There are good reasons why we need to ensure that we don't just have all basketball courts consolidated at Kawana, but the real reason I want it at Maroochydore is because, by hosting the basketball preliminaries at Maroochydore, we have the opportunity to leverage public funding together with private capital to build that multipurpose convention centre as a lasting legacy for generations to come. And so, as the state government now reviews what should happen with managing the games after really going in the slow lane under the former Palaszczuk-Miles government, I am unashamedly still out there, putting forward the very case I put forward when we put our bid on the table for the Olympic and Paralympic Games in the first place—basketball preliminaries at Maroochydore. Why? Because our region deserves a multipurpose convention centre.

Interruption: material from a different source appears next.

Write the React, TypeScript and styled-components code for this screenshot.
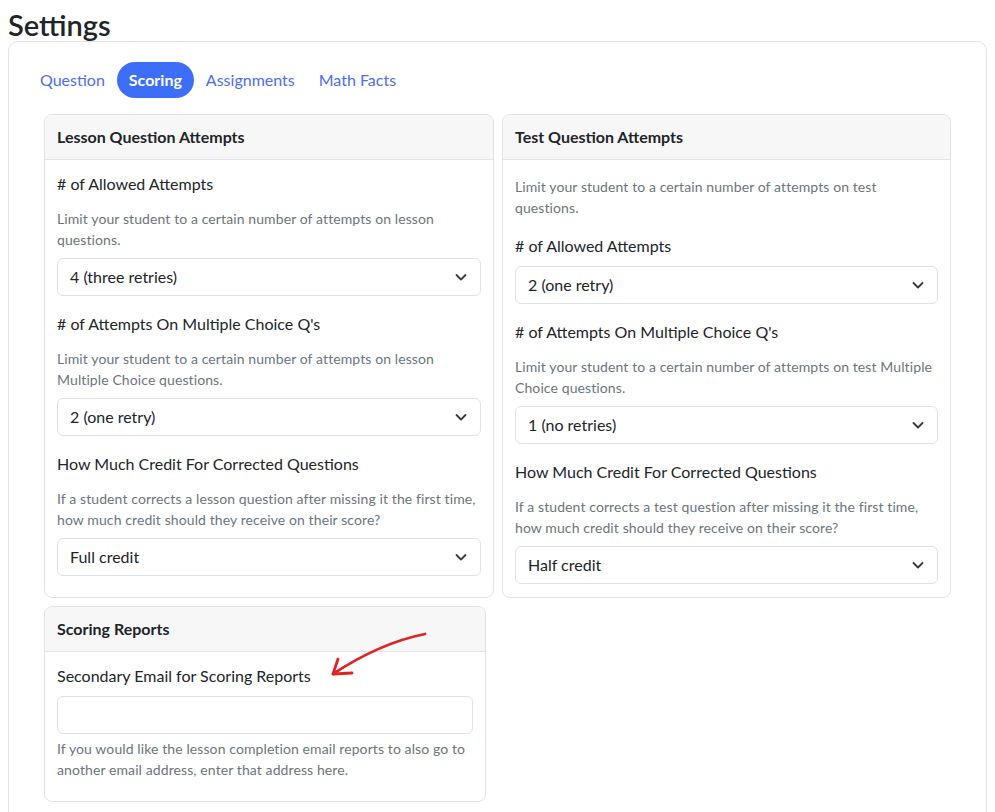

Secondly, it's rail. The basic thinking about having an Olympic sport at Maroochydore was a provided rationale for bringing rail off the existing line along the coastal strip all the way up to Maroochydore to ensure that, as people attended the games from around the world, they could get to those preliminaries. At the very least, they also needed to get to the games very early in the morning to watch the marathon. Of course, despite the fact we carved out money for the rail, both the Albanese government and the Palaszczuk-Miles government stalled the project for three years, amidst a hyperinflationary environment, so of course the price tag has gone up. The former Labor state government suggested it could be as high as $12 billion. We need to unite as a region and continue to advocate for that rail line as part of an integrated system with a mass transit solution.